Good and Bad PR: Meghan/Harry vs Royals, who wins the Good PR award? Obvs Piers Morgan wins Bad PR
Morning to all you media luvvies. Here I am again, handing out more industry judgement than a Slimming World rep outside a cake shop the hour after weigh-in. This week’s column is all about the battle of the media bands!
On one side we had Team MegArry, on the other Team ITV, and plonked right in the middle was Team Morgan. MegArry came out top as the winners of Good PR of the week. Team ITV receive the honour of mid-table obscurity, but also Good PR, with its own wins (swiftly chopping Piers Morgan and also getting the kind of ratings boost that only rare royal/ex-royal appearances can give). At the bottom of the pile is Team Morgan, who unsurprisingly scoops Bad PR.
One notable absentee from my initial outburst in this week’s column is obviously The Royals. As is often the case, they tried to rise above it all, firing out a short and pithy statement that got the point over, with just a hint of menace and a dollop of “watch this space”.
Clearly, I don’t know who is right, who is wrong, who has been told the known knowns and who has access to the unknown knowns, but the Royal Family probably just about nudged into the Good PR category for its measured and dignified reaction. That’s being said, the fast-paced nature of the media could result in them being out of the Palace by Monday and working in the closest Wetherspoons to Windsor by 12 April.
When the dust settles, I expect the wider fallout to be Morgan securing his suspected new slot on GB News, MegArry being offered an “Escape to the Chateau”-esque reality TV deal, and ITV delivering far better financial results in the coming year. This will come down to winning the rights to screen the whole saga, plus the positive city reaction to acting decisively to get rid of a “non-aligned” brand personality.
Shame this all happened a week too late to bury the bad news for real-life action man Ant Middleton, who has been left in media purgatory thanks to his fall-out with Channel 4. Middleton was dropped from programme SAS: Who Dares Wins due to his off-screen conduct, which allegedly included making inappropriate comments.
Middleton afterwards said "life can be brutal" in a rather rambling post on Instagram.
Speaking of batshit ways to try and bury bad news, what better way to try and distract from a ridiculed track-and-trace system, a falling out with your science advisors who are trying to prevent, you know, the death of the people you stand for, and serious questions being asked about your general handling of a pandemic than by announcing a hair-brained building scheme is one step closer to actually happening. Step forward Boris and his Tunnel of Love (name trademarked by myself).
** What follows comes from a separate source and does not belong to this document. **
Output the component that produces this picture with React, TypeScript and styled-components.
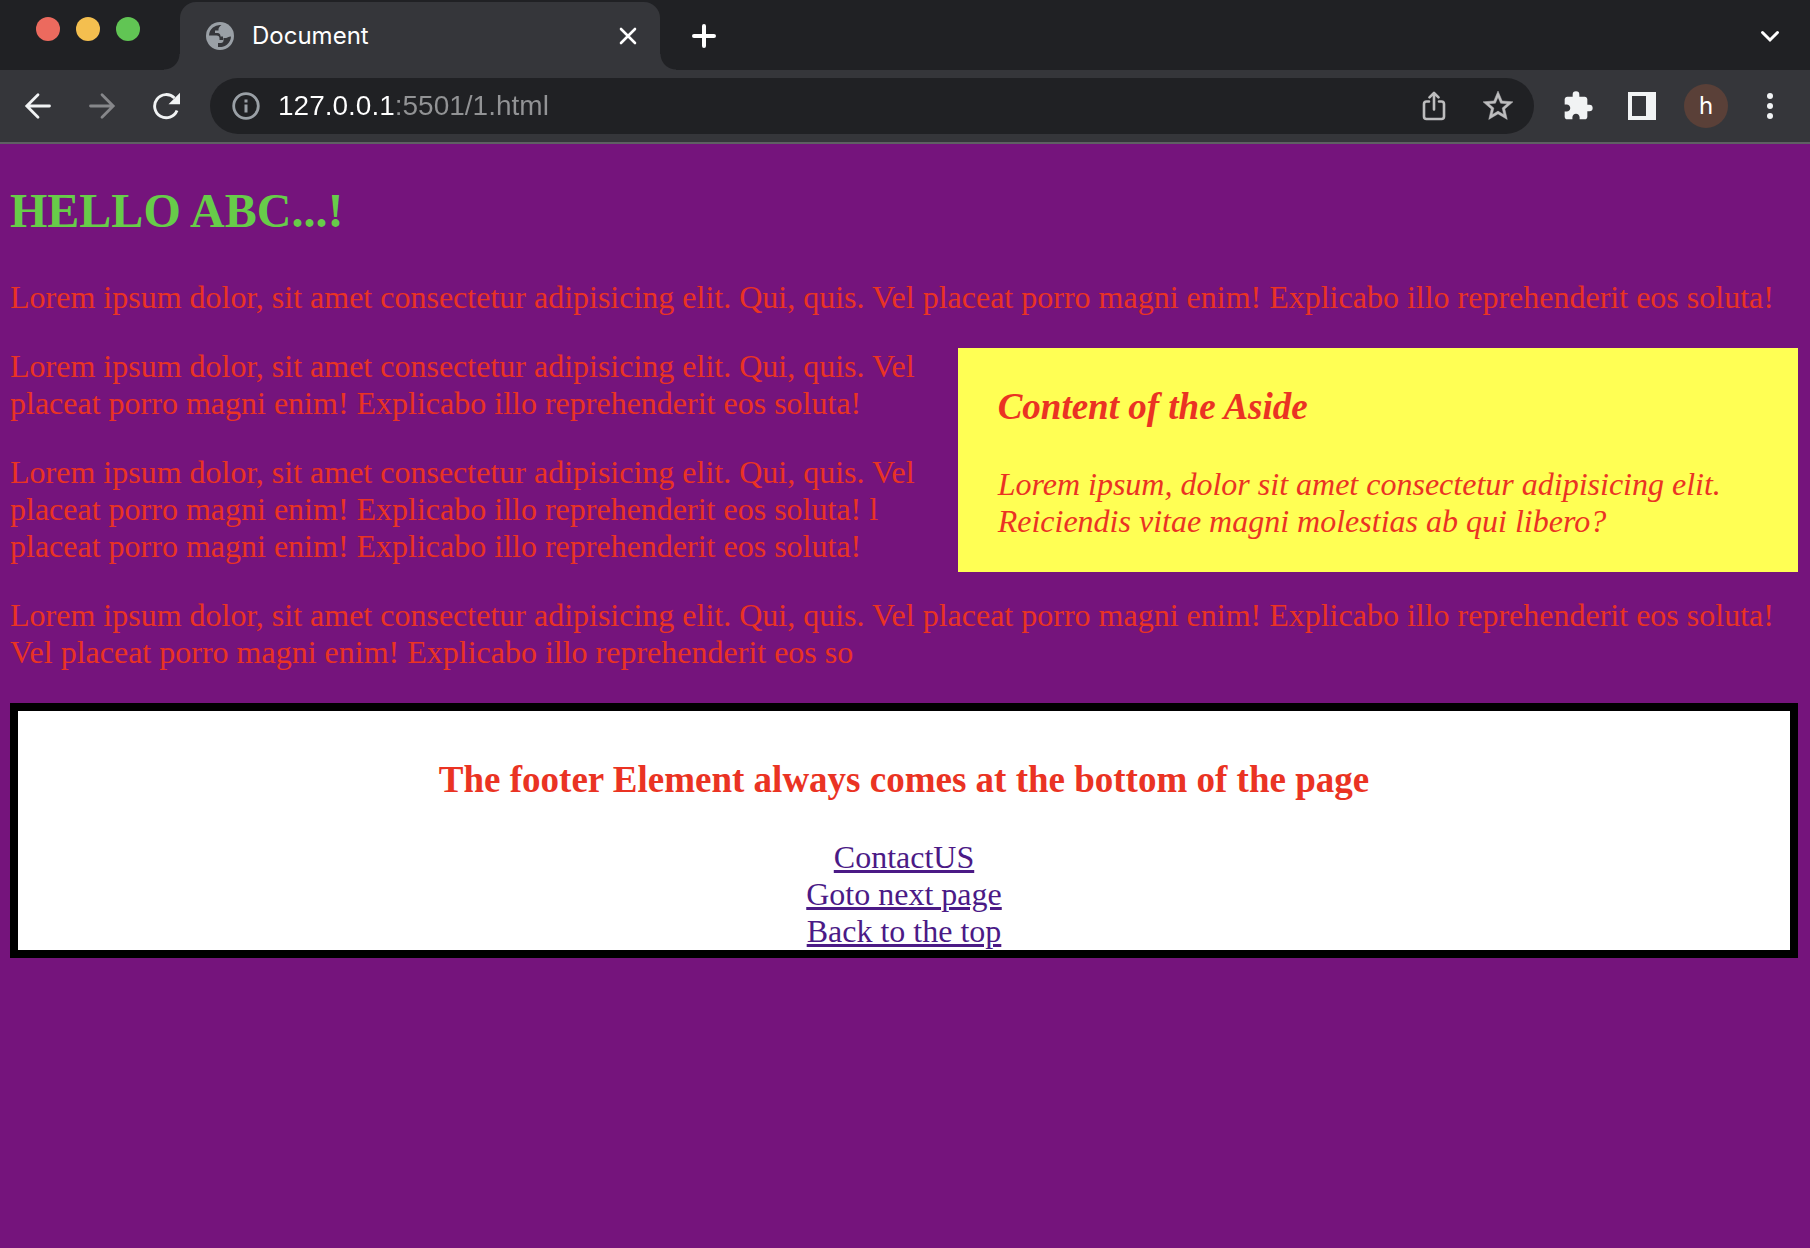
import React from "react";
import styled, { createGlobalStyle } from "styled-components";

const ui = '"Inter", "Liberation Sans", sans-serif';
const serif = '"Liberation Serif", "Times New Roman", serif';

const GlobalStyle = createGlobalStyle`
  *, *::before, *::after { box-sizing: border-box; }
  body { margin: 0; background: #75147c; }
`;

const TabStrip = styled.header`
  display: flex;
  height: 70px;
  background: #202124;
`;

const WindowControls = styled.div`
  display: flex;
  flex: none;
  gap: 16px;
  width: 180px;
  padding: 17px 0 0 36px;
`;

const Light = styled.button<{ $color: string }>`
  width: 24px;
  height: 24px;
  padding: 0;
  border: 0;
  border-radius: 50%;
  background: ${(p) => p.$color};
`;

const Tab = styled.div`
  position: relative;
  display: flex;
  align-items: center;
  flex: 0 1 480px;
  margin-top: 2px;
  padding: 0 12px 0 26px;
  border-radius: 16px 16px 0 0;
  background: #35363a;

  &::before,
  &::after {
    content: "";
    position: absolute;
    bottom: 0;
    width: 16px;
    height: 16px;
  }
  &::before {
    right: 100%;
    background: radial-gradient(circle at 0 0, #202124 15px, #35363a 16px);
  }
  &::after {
    left: 100%;
    background: radial-gradient(circle at 100% 0, #202124 15px, #35363a 16px);
  }
`;

const TabTitle = styled.span`
  flex: 1;
  margin-left: 18px;
  font: 400 24px/32px ${ui};
  color: #fff;
`;

const IconButton = styled.button<{ $width?: number; $color?: string }>`
  display: flex;
  align-items: center;
  justify-content: center;
  flex: none;
  width: ${(p) => p.$width ?? 64}px;
  height: 56px;
  padding: 0;
  border: 0;
  background: none;
  color: ${(p) => p.$color ?? "#f1f3f4"};
`;

const StripActions = styled.div`
  display: flex;
  flex: 1;
  align-items: center;
  justify-content: space-between;
  padding: 2px 8px 0 16px;
`;

const Toolbar = styled.nav`
  display: flex;
  align-items: center;
  height: 74px;
  padding: 0 8px 0 6px;
  border-bottom: 2px solid #5f6063;
  background: #35363a;
`;

const AddressBar = styled.form`
  display: flex;
  align-items: center;
  flex: 1;
  min-width: 0;
  height: 56px;
  margin: 0 12px;
  padding: 0 4px;
  border-radius: 28px;
  background: #202124;
`;

/* The host part of the address is white, the port and path are grey. */
const AddressInput = styled.input`
  flex: 1;
  min-width: 0;
  height: 36px;
  padding: 0;
  border: 0;
  outline: 0;
  font: 400 28px/36px "Liberation Sans", Arial, sans-serif;
  color: #9a9b9d;
  background: linear-gradient(to right, #fff 118px, #929395 118px);
  background-clip: text;
  -webkit-background-clip: text;
  -webkit-text-fill-color: transparent;
`;

const Avatar = styled.span`
  display: flex;
  align-items: center;
  justify-content: center;
  width: 44px;
  height: 44px;
  border-radius: 50%;
  background: #5a4038;
  font: 400 24px/32px ${ui};
  color: #fff;
`;

const Page = styled.main`
  padding: 0 12px 32px 10px;
  font: 400 32px/37px ${serif};
  color: #ea3323;
`;

const Title = styled.h1`
  margin: 0;
  padding: 39px 0 41px;
  font: 700 48px/55px ${serif};
  color: #67cc49;
`;

const Paragraph = styled.p`
  margin: 0 0 32px;
`;

const Subtitle = styled.h2`
  margin: 0;
  padding: 37px 0 38px;
  font-size: 37px;
  line-height: 43px;
  font-weight: 700;
`;

const Aside = styled.aside`
  float: right;
  width: 47%;
  padding: 0 40px;
  background: #ffff54;
  font-style: italic;
  display: flow-root;
`;

const Footer = styled.footer`
  clear: both;
  display: flex;
  flex-direction: column;
  align-items: center;
  padding-top: 10px;
  border: 8px solid #000;
  background: #fff;
  text-align: center;
`;

const FooterLink = styled.a`
  color: #4b1a86;
  text-decoration: underline;
`;

const LOREM =
  "Lorem ipsum dolor, sit amet consectetur adipisicing elit. Qui, quis. Vel placeat porro magni enim! Explicabo illo reprehenderit eos soluta!";

const LINKS = [
  { label: "ContactUS", href: "#contact" },
  { label: "Goto next page", href: "#next" },
  { label: "Back to the top", href: "#top" },
];

const GlobeIcon = () => (
  <svg width="28" height="28" viewBox="0 0 28 28" aria-hidden="true">
    <circle cx="14" cy="14" r="14" fill="#9aa0a6" />
    <path
      d="M15.500 3A11 11 0 0 0 3 13.500H10.500c2 0 3 1.200 3 3v1.500h3.500v-3.500h-2.500c0-2-1-3.500-3-3.500H9V8.500h3.500V7c0-1 1-2.500 3-4zM25 14.500A11 11 0 0 1 12 24.900V21h3c1.500 0 2.500-1 2.500-2.500V16h2.500c1.500 0 2-1.500 5-1.500z"
      fill="#35363a"
    />
  </svg>
);

const CloseIcon = () => (
  <svg width="18" height="18" viewBox="0 0 18 18" stroke="currentColor" strokeWidth="2.600" strokeLinecap="round" aria-hidden="true">
    <path d="M2 2l14 14M16 2L2 16" />
  </svg>
);

const PlusIcon = () => (
  <svg width="24" height="24" viewBox="0 0 24 24" stroke="currentColor" strokeWidth="4" strokeLinecap="round" aria-hidden="true">
    <path d="M12 2v20M2 12h20" />
  </svg>
);

const ChevronIcon = () => (
  <svg width="20" height="14" viewBox="0 0 20 14" fill="none" stroke="currentColor" strokeWidth="3" strokeLinecap="round" aria-hidden="true">
    <path d="M2.500 3.500L10 11l7.500-7.500" />
  </svg>
);

const ArrowIcon = ({ forward = false }: { forward?: boolean }) => (
  <svg width="28" height="28" viewBox="0 0 28 28" fill="none" stroke="currentColor" strokeWidth="2.800" strokeLinecap="round" aria-hidden="true">
    <path d={forward ? "M2.500 14h22M14 2.800L25.200 14 14 25.200" : "M25.500 14h-22M14 2.800L2.800 14 14 25.200"} />
  </svg>
);

const ReloadIcon = () => (
  <svg width="28" height="28" viewBox="0 0 28 28" fill="none" aria-hidden="true">
    <path d="M25 18.500A11.600 11.600 0 1 1 22.500 6" stroke="currentColor" strokeWidth="2.900" />
    <path d="M28 .8V12.300H16.500z" fill="currentColor" />
  </svg>
);

const InfoIcon = () => (
  <svg width="28" height="28" viewBox="0 0 28 28" fill="none" aria-hidden="true">
    <circle cx="14" cy="14" r="12.300" stroke="currentColor" strokeWidth="2.800" />
    <path d="M12.500 7.500h3v3h-3zM12.500 12.500h3v8h-3z" fill="currentColor" />
  </svg>
);

const ShareIcon = () => (
  <svg width="28" height="30" viewBox="0 0 28 30" fill="none" stroke="currentColor" strokeWidth="2.600" strokeLinecap="round" strokeLinejoin="round" aria-hidden="true">
    <path d="M9 10.500H6.500a2.500 2.500 0 0 0-2.500 2.500v12.500A2.500 2.500 0 0 0 6.500 28h15a2.500 2.500 0 0 0 2.500-2.500V13a2.500 2.500 0 0 0-2.500-2.500H19M14 18.500V2M9.500 6.300L14 1.800l4.500 4.500" />
  </svg>
);

const StarIcon = () => (
  <svg width="36" height="36" viewBox="0 0 24 24" fill="currentColor" stroke="currentColor" strokeWidth=".3" aria-hidden="true">
    <path d="M22 9.240l-7.190-.62L12 2 9.190 8.630 2 9.240l5.460 4.730L5.820 21 12 17.270 18.180 21l-1.630-7.030L22 9.240zM12 15.400l-3.760 2.270 1-4.280-3.320-2.880 4.380-.38L12 6.100l1.710 4.040 4.380.38-3.320 2.880 1 4.280L12 15.400z" />
  </svg>
);

const PuzzleIcon = () => (
  <svg width="32" height="32" viewBox="0 0 24 24" fill="currentColor" aria-hidden="true">
    <path d="M20.500 11H19V7c0-1.100-.9-2-2-2h-4V3.500a2.500 2.500 0 0 0-5 0V5H4c-1.100 0-1.990.9-1.990 2v3.800H3.500c1.490 0 2.700 1.210 2.700 2.700s-1.210 2.700-2.700 2.700H2V20c0 1.100.9 2 2 2h3.800v-1.500c0-1.490 1.210-2.700 2.700-2.700s2.700 1.210 2.700 2.700V22H17c1.100 0 2-.9 2-2v-4h1.500a2.500 2.500 0 0 0 0-5z" />
  </svg>
);

const PanelIcon = () => (
  <svg width="28" height="28" viewBox="0 0 28 28" aria-hidden="true">
    <path d="M0 0h28v28H0zM4 4v20h14V4z" fill="currentColor" fillRule="evenodd" />
  </svg>
);

const DotsIcon = () => (
  <svg width="6" height="26" viewBox="0 0 6 26" fill="currentColor" aria-hidden="true">
    <circle cx="3" cy="3" r="3" />
    <circle cx="3" cy="13" r="3" />
    <circle cx="3" cy="23" r="3" />
  </svg>
);

export default function App() {
  return (
    <>
      <GlobalStyle />
      <TabStrip>
        <WindowControls>
          <Light $color="#ec6a5e" aria-label="Close window" />
          <Light $color="#f4bf4f" aria-label="Minimize window" />
          <Light $color="#61c554" aria-label="Zoom window" />
        </WindowControls>
        <Tab>
          <GlobeIcon />
          <TabTitle>Document</TabTitle>
          <IconButton $width={40} $color="#fff" aria-label="Close tab">
            <CloseIcon />
          </IconButton>
        </Tab>
        <StripActions>
          <IconButton $width={56} $color="#fff" aria-label="New tab">
            <PlusIcon />
          </IconButton>
          <IconButton $color="#fff" aria-label="Search tabs">
            <ChevronIcon />
          </IconButton>
        </StripActions>
      </TabStrip>
      <Toolbar>
        <IconButton aria-label="Back">
          <ArrowIcon />
        </IconButton>
        <IconButton $color="#86878a" aria-label="Forward">
          <ArrowIcon forward />
        </IconButton>
        <IconButton aria-label="Reload">
          <ReloadIcon />
        </IconButton>
        <AddressBar>
          <IconButton type="button" $color="#9aa0a6" aria-label="Site information">
            <InfoIcon />
          </IconButton>
          <AddressInput aria-label="Address" defaultValue="127.0.0.1:5501/1.html" />
          <IconButton type="button" $color="#bdbdbe" aria-label="Share">
            <ShareIcon />
          </IconButton>
          <IconButton type="button" $color="#bdbdbe" aria-label="Bookmark">
            <StarIcon />
          </IconButton>
        </AddressBar>
        <IconButton aria-label="Extensions">
          <PuzzleIcon />
        </IconButton>
        <IconButton aria-label="Side panel">
          <PanelIcon />
        </IconButton>
        <IconButton aria-label="Profile">
          <Avatar>h</Avatar>
        </IconButton>
        <IconButton aria-label="Menu">
          <DotsIcon />
        </IconButton>
      </Toolbar>
      <Page>
        <Title>HELLO ABC...!</Title>
        <Paragraph>{LOREM}</Paragraph>
        <Aside>
          <Subtitle>Content of the Aside</Subtitle>
          <Paragraph>
            Lorem ipsum, dolor sit amet consectetur adipisicing elit. Reiciendis vitae magni molestias ab qui libero?
          </Paragraph>
        </Aside>
        <Paragraph>{LOREM}</Paragraph>
        <Paragraph>
          {LOREM} l placeat porro magni enim! Explicabo illo reprehenderit eos soluta!
        </Paragraph>
        <Paragraph>
          {LOREM} Vel placeat porro magni enim! Explicabo illo reprehenderit eos so
        </Paragraph>
        <Footer>
          <Subtitle>The footer Element always comes at the bottom of the page</Subtitle>
          {LINKS.map((link) => (
            <FooterLink key={link.label} href={link.href}>
              {link.label}
            </FooterLink>
          ))}
        </Footer>
      </Page>
    </>
  );
}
His plan to build a tunnel between the United Kingdom and Northern Ireland has officially been moved to the “feasibility” stage by the man that BoJo has entrusted to review the UKs transport links, Sir Peter Hendy. Sir Pete revealed in a hugely discrete way to the likes of the very secretive Daily Telegraph that he had commissioned two construction firms to “discretely” look into that chance of the plans becoming a reality.
The national media ignored the discretion element and duly plastered the news everywhere, complete with pictures of Boris and Sir Pete looking wistfully at a map of the UK. Despite their best efforts, a long lens pap must have been nearby because the map pics were duly syndicated around. Can’t keep anything secret nowadays. Still, in terms of a tactic to help quell the masses and distract from Covid, it did the trick for a day, so it must go down as a Good PR win for Boris.
Russia and China
I am going to end on an unlikely partnership for Good PR this week, Russia and China. I don’t know about you, but I thought Roscosmos was a nightclub in Darlington. As it turns out it is actually the Russian version of NASA (admittedly with a higher Scrabble points value). Roscosmos has announced it will team up with China’s National Space Administration – the NSA (yes, I know, I also feel a letter is missing here as well!) to build an “international lunar scientific research station”. In their own words this will either be; on the moon, near the moon, or orbiting the moon, they have not quite decided yet, but the moon will 100% be involved.
No dates have been set for completion, but I would hazard a guess that the soft deadline is approximately one hour before the US plans to return to the moon, on an unnamed date in its own target year 2024. Kudos to Team RusChi for winning a large swathe of positive PR hits on the back of this announcement.